Nineteen years later and Islamophobia is so profoundly ingrained into us and our systems that most of us don’t even process the extent to which it pervades our everyday lives. We've learned to laugh at the "bomb jokes" and numb ourselves in its presence, to keep our pain to ourselves.
But in the effort to cope with the pain, we've become indifferent.
Now, we watch refugees dying on our screens and continue to scroll down our feeds. We ignore the eyes burning holes through our scarves on the way to Jummah and say, “Wow, that sucks,” when we hear our hijabi friends complain about the looks they got from old men at ShopRite. We silence the adhan on our phones before class because, God forbid it went off, the others would stare at us as if we had atomic bombs in our backpacks.
This apathy, the subtle ways we dismiss our Muslim identities to conform, is the modern day war against Muslims: internalized Islamophobia.
According to the Yaqeen Institute for Islamic Research, internalized Islamophobia is “the ingestion of problematic notions about the religion by Muslims themselves, particularly those of the younger generation who are experiencing multiple attacks against their faith.”
In simplest terms: Islamophobia is when non-Muslims discriminate against someone for their Muslim identity, and internalized Islamophobia is when Muslims perpetuate this discrimination.
Internalized Islamophobia is what my parents fell victim to in hopes of being accepted in an unforgiving America, when Bilal laughed when he really didn’t want to, when we continue to scroll and distance ourselves from religion and our mother roots because they aren't considered “cool.”
This isn't to say the youth, my parents or Bilal are at fault –– they did what they thought was right, what would allow them to survive. After being chewed up and spat out a hundred times by a world who would rather see us dead than equal, it's hard to keep fighting and it's easier just to fit in.
But then we also ought to check ourselves and realize that this submission inherently makes us part of the problem.
We are quick to drop the “racism card" when we get looks and blame Westerners or non-Muslims for the deaths of our brothers and sisters in the Middle East, but stay silent when the jokes are made because we don’t want to “cause trouble.”
We are angered by non-Muslims for not caring about our lives, but barely care about the lives of Muslims ourselves.
How can we expect anyone to fight for us when many of us won’t fight for ourselves?
Obviously, this doesn't apply to everyone –– there is no shortage of brilliant, bold Muslim activists who are making shock waves in the political space for Muslims and are dedicated to bringing awareness to our struggle.
But like many systemic battles, this will not be won by a few “woke” bloggers or reposts on Instagram. Relying on sensationalized media and hashtags will never bring us the justice we seek, only uprooting injustice will.
Ultimately, the antidote to this issue is a generational decision to stop letting these daily injustices happen, to stand up for the Bilals in our classes and to resist apathy.
If we continue to go down this path we are currently on, our indifference as a Muslim community will be our undoing.
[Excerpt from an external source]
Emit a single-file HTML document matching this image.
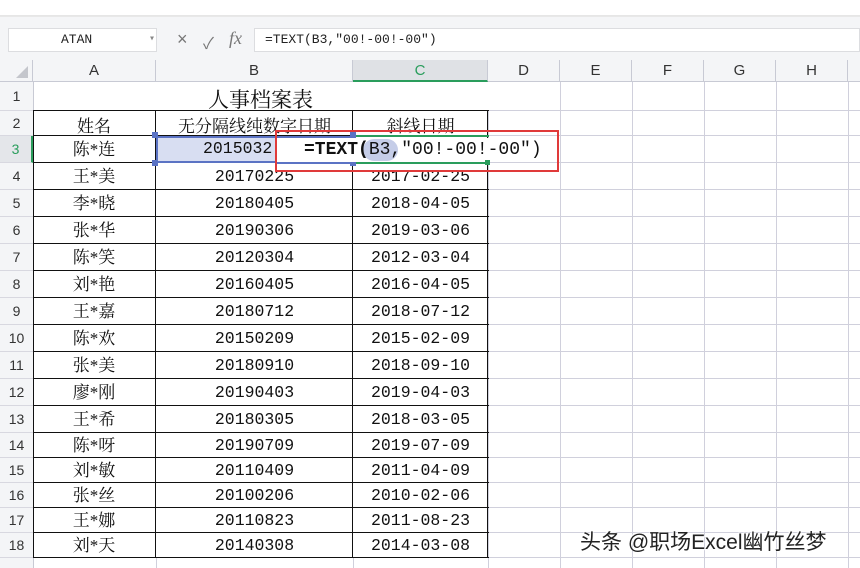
<!DOCTYPE html>
<html style="width:860px;height:568px;overflow:hidden"><head><meta charset="utf-8"><style>
body{margin:0;width:860px;height:568px;overflow:hidden;background:#fff;position:relative;font-family:"Liberation Sans","Noto Sans CJK SC",sans-serif}
div{position:absolute;box-sizing:border-box}
.ch{top:60px;height:22px;font-size:15px;color:#333;text-align:center;line-height:22px;border-right:1px solid #c8cad4}
.rh{left:0;width:33px;font-size:14px;color:#333;text-align:center;background:#f4f5f7;border-bottom:1px solid #d8d8e0}
.vl{top:82px;height:486px;width:1px;background:#d0d0dc}
.hl{left:33px;width:827px;height:1px;background:#d0d0dc}
.c{font-family:"Liberation Serif","Noto Serif CJK SC",serif;font-size:17px;color:#111;text-align:center}
.n{font-family:"Liberation Mono",monospace;font-size:16.5px;color:#111;text-align:center}
</style></head><body>
<div style="left:0;top:0;width:860px;height:16px;background:#fff;border-bottom:1px solid #e6e6e6"></div>
<div style="left:0;top:16px;width:860px;height:44px;background:#f4f5f7;border-top:1px solid #e8e8e8"></div>
<div style="left:8px;top:28px;width:149px;height:24px;background:#fff;border:1px solid #dcdde0;font-family:'Liberation Mono',monospace;font-size:13px;line-height:22px;padding-left:52px;color:#222">ATAN<span style="position:absolute;left:140px;color:#888;font-size:10px">▾</span></div>
<div style="left:177px;top:29px;font-size:18px;color:#777">×</div>
<div style="left:203px;top:30px;font-size:16px;color:#777">✓</div>
<div style="left:229px;top:28px;font-size:18px;color:#777;font-style:italic;font-family:'Liberation Serif',serif">fx</div>
<div style="left:254px;top:28px;width:606px;height:24px;background:#fff;border:1px solid #dcdde0;font-family:'Liberation Mono',monospace;font-size:13px;line-height:22px;padding-left:10px;color:#222">=TEXT(B3,″00!-00!-00″)</div>
<div style="left:0;top:60px;width:860px;height:22px;background:#f4f5f7;border-bottom:1px solid #c8cad4"></div>
<div style="left:0;top:60px;width:33px;height:22px;border-right:1px solid #c8cad4"><div style="left:16px;top:6px;width:0;height:0;border-left:12px solid transparent;border-bottom:12px solid #c4c6cc"></div></div>
<div class="ch" style="left:33px;width:123px">A</div>
<div class="ch" style="left:156px;width:197px">B</div>
<div class="ch" style="left:353px;width:135px;background:#dfe1e5;color:#2a9d5c;border-bottom:2px solid #2a9d5c;height:22px">C</div>
<div class="ch" style="left:488px;width:72px">D</div>
<div class="ch" style="left:560px;width:72px">E</div>
<div class="ch" style="left:632px;width:72px">F</div>
<div class="ch" style="left:704px;width:72px">G</div>
<div class="ch" style="left:776px;width:72px">H</div>
<div class="vl" style="left:33px;background:#c8cad4"></div>
<div class="vl" style="left:560px"></div><div class="vl" style="left:632px"></div><div class="vl" style="left:704px"></div><div class="vl" style="left:776px"></div><div class="vl" style="left:848px"></div>
<div class="vl" style="left:488px;top:111px;height:457px"></div>
<div class="vl" style="left:156px;top:558px;height:10px"></div><div class="vl" style="left:353px;top:558px;height:10px"></div>
<div id="rows" style="left:0;top:0;width:860px;height:568px;overflow:hidden"></div>
<script>
var tops=[82,111,136,163,190,217,244,271,298,325,352,379,406,433,458,483,508,533,558,590];
var d=[["陈*连","20150325","2015-03-25"],["王*美","20170225","2017-02-25"],["李*晓","20180405","2018-04-05"],["张*华","20190306","2019-03-06"],["陈*笑","20120304","2012-03-04"],["刘*艳","20160405","2016-04-05"],["王*嘉","20180712","2018-07-12"],["陈*欢","20150209","2015-02-09"],["张*美","20180910","2018-09-10"],["廖*刚","20190403","2019-04-03"],["王*希","20180305","2018-03-05"],["陈*呀","20190709","2019-07-09"],["刘*敏","20110409","2011-04-09"],["张*丝","20100206","2010-02-06"],["王*娜","20110823","2011-08-23"],["刘*天","20140308","2014-03-08"]];
var h="";
for(var i=0;i<19;i++){var t=tops[i],hh=tops[i+1]-t;
h+='<div class="rh" style="top:'+t+'px;height:'+hh+'px;line-height:'+hh+'px;'+(i==2?'background:#e4e6ea;color:#2a9d5c;border-right:2px solid #2a9d5c':'')+'">'+(i+1)+'</div>';
if(i<18)h+='<div class="hl" style="top:'+(t+hh-1)+'px;left:488px;width:372px"></div>';}
for(var i=1;i<=18;i++){h+='<div style="left:33px;top:'+(tops[i]-1)+'px;width:456px;height:1px;background:#111"></div>';}
for(var x of [33,155,352,487]){h+='<div style="left:'+x+'px;top:110px;width:1px;height:448px;background:#111"></div>';}
h+='<div class="c" style="left:33px;top:84px;width:455px;font-size:21px">人事档案表</div>';
h+='<div class="c" style="left:33px;top:112px;width:122px">姓名</div><div class="c" style="left:156px;top:112px;width:197px">无分隔线纯数字日期</div><div class="c" style="left:353px;top:112px;width:135px">斜线日期</div>';
for(var i=0;i<16;i++){var t=tops[i+2],hh=tops[i+3]-t;
h+='<div class="c" style="left:33px;top:'+(t+(hh-24)/2)+'px;width:122px;line-height:24px">'+d[i][0]+'</div>';
if(i>0){h+='<div class="n" style="left:156px;top:'+(t+(hh-22)/2)+'px;width:197px;line-height:22px">'+d[i][1]+'</div><div class="n" style="left:353px;top:'+(t+(hh-22)/2)+'px;width:135px;line-height:22px">'+d[i][2]+'</div>';}}
document.getElementById('rows').innerHTML=h;
</script>
<div style="left:156px;top:136px;width:198px;height:27px;background:#d8def2;border:2px solid #5b73c4"></div>
<div class="n" style="left:203px;top:138px;width:80px;line-height:22px;text-align:left">2015032</div>
<div style="left:152px;top:132px;width:6px;height:6px;background:#5b73c4"></div>
<div style="left:152px;top:160px;width:6px;height:6px;background:#5b73c4"></div>
<div style="left:350px;top:132px;width:6px;height:6px;background:#5b73c4"></div>
<div style="left:350px;top:160px;width:6px;height:6px;background:#5b73c4"></div>
<div style="left:277px;top:138px;width:280px;height:24px;background:#fff"></div>
<div style="left:356px;top:135px;width:133px;height:2px;background:#2a9d5c"></div>
<div style="left:356px;top:162px;width:133px;height:2px;background:#2a9d5c"></div>
<div style="left:277px;top:162px;width:77px;height:2px;background:#5b73c4"></div>
<div style="left:485px;top:160px;width:5px;height:5px;background:#2a9d5c"></div>
<div style="left:363px;top:139px;width:35px;height:22px;background:#c5cde8;border-radius:11px"></div>
<div style="left:304px;top:138px;font-family:'Liberation Mono',monospace;font-size:18px;line-height:24px;color:#111;white-space:pre"><b>=TEXT(</b>B3,″00!-00!-00″)</div>
<div style="left:275px;top:130px;width:284px;height:42px;border:2px solid #e03a3a"></div>
<div style="left:580px;top:526px;font-size:21px;color:#222;white-space:nowrap;text-shadow:1px 1px 1px #fff,-1px -1px 1px #fff">头条 @职场Excel幽竹丝梦</div>
</body></html>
To continue to acquiesce the oppressive systems that diminished our ancestors will be the biggest betrayal of our time.
But if we can learn to be introspective and recognize the ways that we have been indoctrinated and eradicate our own Islamophobic ideologies, we can fight the systems intended to subdue us from the inside out.
The cards are stacked up against us and racism is a very real issue that plays a major role in this problem. It's going to take decades to even begin to reverse the damage and pick apart the truth from the Western propaganda that we've subliminally taken in.
For those of us whose Muslim parents made such bold sacrifices for us to get a chance at a better life, the pressure to undo the damage feels insurmountable. But remember this: We are 1.1 billion souls stitched together in the name of Islam. It’s about time we used our voices again and remember what we are fighting for.